I noticed that there are some teachers of middle school students. When I taught the solar system in 8th grade it was before state standards and my students came to me with different backgrounds in this topic, some had studied it almost every year and some had no experience at all. To deal with that, I broke my classes up into 10 groups, one for the planets that existed at that time (yes, that long ago!) and the Sun. I had a vertical file of NASA fliers I had picked up at NSTA conferences, books from clearance racks at books stores or checked out from the library, and the computers and I set it up so that they rotated through all the resources to collect information.

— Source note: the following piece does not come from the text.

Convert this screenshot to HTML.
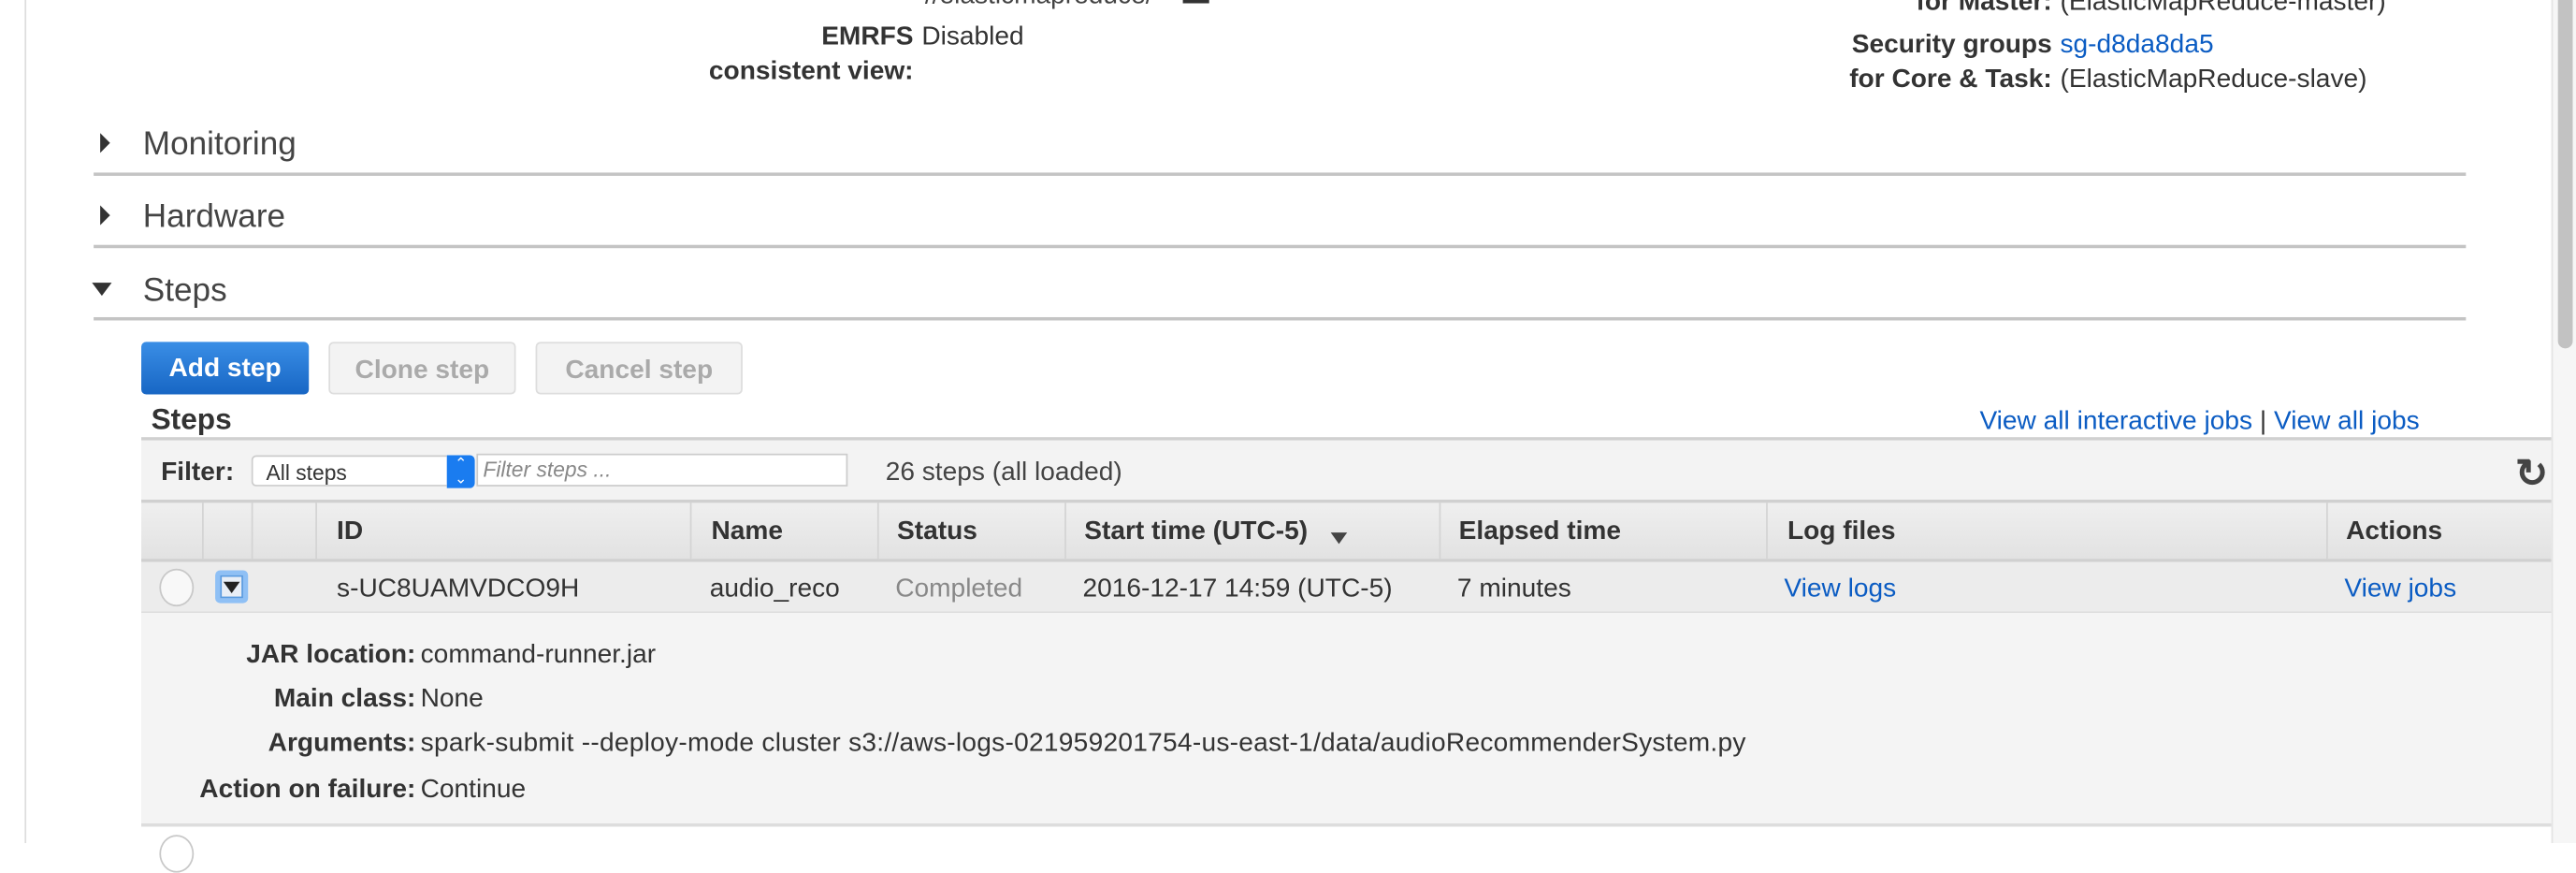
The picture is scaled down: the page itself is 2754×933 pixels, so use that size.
<!DOCTYPE html>
<html><head><style>
html,body{margin:0;padding:0;width:2754px;height:900px;overflow:hidden;background:#fff}
#w{position:absolute;left:0;top:0;width:1568px;height:513px;transform:scale(1.75638);transform-origin:0 0;font-family:"Liberation Sans",Arial,sans-serif;color:#333;font-size:16px}
.a{position:absolute;white-space:nowrap;line-height:22px}
.b{font-weight:bold}
.l{color:#0b5cc3}
.hl{position:absolute;left:57px;width:1444px;height:2px;background:#c4c4c4}
.sec{position:absolute;left:87px;font-size:20px;color:#444;line-height:26px}
.tri{position:absolute;width:0;height:0}
.btn{position:absolute;top:208px;height:30px;border-radius:3px;font-weight:bold;font-size:16px;text-align:center;line-height:33px}
.g{border:1px solid #ddd;background:#f3f3f3;color:#aaa}
.th{position:absolute;top:305px;height:35px;line-height:38px;font-weight:bold}
.sep{position:absolute;top:306px;height:34px;width:1px;background:#d4d4d4}
.dl{position:absolute;text-align:right;width:200px;font-weight:bold;line-height:22px}
</style></head><body><div id="w">
<div class="a" style="left:15px;top:0;width:1px;height:513px;background:#ddd"></div>
<div class="a" style="left:563px;top:-13px;color:#444">//elasticmapreduce/</div>
<div class="a" style="left:720px;top:-4px;width:16px;height:6px;background:#333"></div>
<div class="a b" style="right:1012px;top:12px">EMRFS</div>
<div class="a" style="left:561px;top:12px">Disabled</div>
<div class="a b" style="right:1012px;top:33px">consistent view:</div>
<div class="a b" style="right:319px;top:-9px">for Master:</div>
<div class="a" style="left:1254px;top:-9px">(ElasticMapReduce-master)</div>
<div class="a b" style="right:319px;top:17px">Security groups</div>
<div class="a l" style="left:1254px;top:17px">sg-d8da8da5</div>
<div class="a b" style="right:319px;top:38px">for Core &amp; Task:</div>
<div class="a" style="left:1254px;top:38px">(ElasticMapReduce-slave)</div>

<div class="tri" style="left:61px;top:81px;border-left:6px solid #333;border-top:6px solid transparent;border-bottom:6px solid transparent"></div>
<div class="sec" style="top:75px">Monitoring</div>
<div class="hl" style="top:105px"></div>
<div class="tri" style="left:61px;top:125px;border-left:6px solid #333;border-top:6px solid transparent;border-bottom:6px solid transparent"></div>
<div class="sec" style="top:119px">Hardware</div>
<div class="hl" style="top:149px"></div>
<div class="tri" style="left:56px;top:172px;border-top:8px solid #333;border-left:6px solid transparent;border-right:6px solid transparent"></div>
<div class="sec" style="top:164px">Steps</div>
<div class="hl" style="top:193px"></div>

<div class="btn" style="left:86px;width:102px;height:32px;background:linear-gradient(#3a8ee6,#1766c4);color:#fff;border:0">Add step</div>
<div class="btn g" style="left:200px;width:112px">Clone step</div>
<div class="btn g" style="left:326px;width:124px">Cancel step</div>

<div class="a b" style="left:92px;top:244px;font-size:18px">Steps</div>
<div class="a" style="left:1205px;top:246px"><span class="l">View all interactive jobs</span> <span style="color:#333">|</span> <span class="l">View all jobs</span></div>

<div class="a" style="left:86px;top:266px;width:1467px;height:2px;background:#d0d0d0"></div>
<div class="a" style="left:86px;top:268px;width:1467px;height:36px;background:#f3f3f3"></div>
<div class="a b" style="left:98px;top:277px">Filter:</div>
<div class="a" style="left:153px;top:277px;width:119px;height:19px;background:#fff;border:1px solid #ccc;border-right:0;border-radius:3px 0 0 3px;font-size:13px;line-height:19px;padding-left:8px;box-sizing:border-box">All steps</div>
<div class="a" style="left:272px;top:277px;width:17px;height:20px;background:#1a7cf0;border-radius:0 3px 3px 0;color:#fff;font-size:9px;line-height:9px;text-align:center;padding-top:1px;box-sizing:border-box">&#8963;<br>&#8964;</div>
<div class="a" style="left:290px;top:276px;width:226px;height:20px;background:#fff;border:1px solid #ccc;box-sizing:border-box;font-size:13px;font-style:italic;color:#888;line-height:18px;padding-left:3px">Filter steps ...</div>
<div class="a" style="left:539px;top:277px;color:#444">26 steps (all loaded)</div>
<div class="a b" style="left:1531px;top:278px;font-size:24px;color:#444">&#8635;</div>

<div class="a" style="left:86px;top:304px;width:1467px;height:2px;background:#d0d0d0"></div>
<div class="a" style="left:86px;top:306px;width:1467px;height:34px;background:linear-gradient(#efefef,#e2e2e2)"></div>
<div class="sep" style="left:123px"></div><div class="sep" style="left:153px"></div><div class="sep" style="left:192px"></div><div class="sep" style="left:420px"></div><div class="sep" style="left:534px"></div><div class="sep" style="left:648px"></div><div class="sep" style="left:876px"></div><div class="sep" style="left:1075px"></div><div class="sep" style="left:1416px"></div>
<div class="th" style="left:205px">ID</div>
<div class="th" style="left:433px">Name</div>
<div class="th" style="left:546px">Status</div>
<div class="th" style="left:660px">Start time (UTC-5)</div>
<div class="tri" style="left:810px;top:324px;border-top:7px solid #444;border-left:5px solid transparent;border-right:5px solid transparent"></div>
<div class="th" style="left:888px">Elapsed time</div>
<div class="th" style="left:1088px">Log files</div>
<div class="th" style="left:1428px">Actions</div>
<div class="a" style="left:86px;top:340px;width:1467px;height:2px;background:#d0d0d0"></div>

<div class="a" style="left:86px;top:342px;width:1467px;height:30px;background:#ececec"></div>
<div class="a" style="left:97px;top:346px;width:19px;height:21px;border:1px solid #c8c8c8;border-radius:50%;background:#f8f8f8"></div>
<div class="a" style="left:131px;top:347px;width:20px;height:20px;background:#8fc0f5;border-radius:3px"></div>
<div class="a" style="left:134px;top:350px;width:14px;height:14px;background:#e8eef6;border:1px solid #5a9be0;box-sizing:border-box"></div>
<div class="tri" style="left:136px;top:354px;border-top:7px solid #222;border-left:5px solid transparent;border-right:5px solid transparent"></div>
<div class="a" style="left:205px;top:348px">s-UC8UAMVDCO9H</div>
<div class="a" style="left:432px;top:348px">audio_reco</div>
<div class="a" style="left:545px;top:348px;color:#888">Completed</div>
<div class="a" style="left:659px;top:348px">2016-12-17 14:59 (UTC-5)</div>
<div class="a" style="left:887px;top:348px">7 minutes</div>
<div class="a l" style="left:1086px;top:348px">View logs</div>
<div class="a l" style="left:1427px;top:348px">View jobs</div>
<div class="a" style="left:86px;top:372px;width:1467px;height:1px;background:#ddd"></div>

<div class="a" style="left:86px;top:373px;width:1467px;height:128px;background:#f4f4f4"></div>
<div class="dl" style="left:53px;top:388px">JAR location:</div><div class="a" style="left:256px;top:388px">command-runner.jar</div>
<div class="dl" style="left:53px;top:415px">Main class:</div><div class="a" style="left:256px;top:415px">None</div>
<div class="dl" style="left:53px;top:442px">Arguments:</div><div class="a" style="left:256px;top:442px;letter-spacing:0.15px">spark-submit --deploy-mode cluster s3://aws-logs-021959201754-us-east-1/data/audioRecommenderSystem.py</div>
<div class="dl" style="left:53px;top:470px">Action on failure:</div><div class="a" style="left:256px;top:470px">Continue</div>
<div class="a" style="left:86px;top:501px;width:1467px;height:2px;background:#ddd"></div>
<div class="a" style="left:97px;top:508px;width:19px;height:21px;border:1px solid #c8c8c8;border-radius:50%"></div>

<div class="a" style="left:1553px;top:0;width:15px;height:513px;background:#f6f6f6;border-left:1px solid #e4e4e4"></div>
<div class="a" style="left:1557px;top:-10px;width:9px;height:222px;background:#c2c2c2;border-radius:5px"></div>
</div></body></html>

Their job was to research their planet/star and the class brainstormed what kinds of information they wanted to learn (climate, atmosphere, distance from sun, moons, size, etc.). They were then to design a lesson to teach the class with graphics and data. They were also to design a quiz to test the class after their presentation on the information they presented. The class was to take notes on a form I gave them (for organization more than any other reason) and to grade the presenters - did they present all the information the class had asked for? was it interesting? did they learn anything?
when they were done, we took the "best of the best" and made a CD for them to keep and donated a copy to a class at one of the feeder elementary schools. So I guess I didn't "teach" the solar system, I let my students do that while I helped. It was actually a lot of fun and they got extra points for creativity. The only problem was keeping them on task on the presentation program so they were putting in information instead of playing with its features and that was a small problem. When classes were not taking notes like they were supposed to, I gave them a quiz of my own over all the planets and they still did better than when I "taught" it after the presenations - they listen better to each other and I made a point of telling them they were guest teachers those days.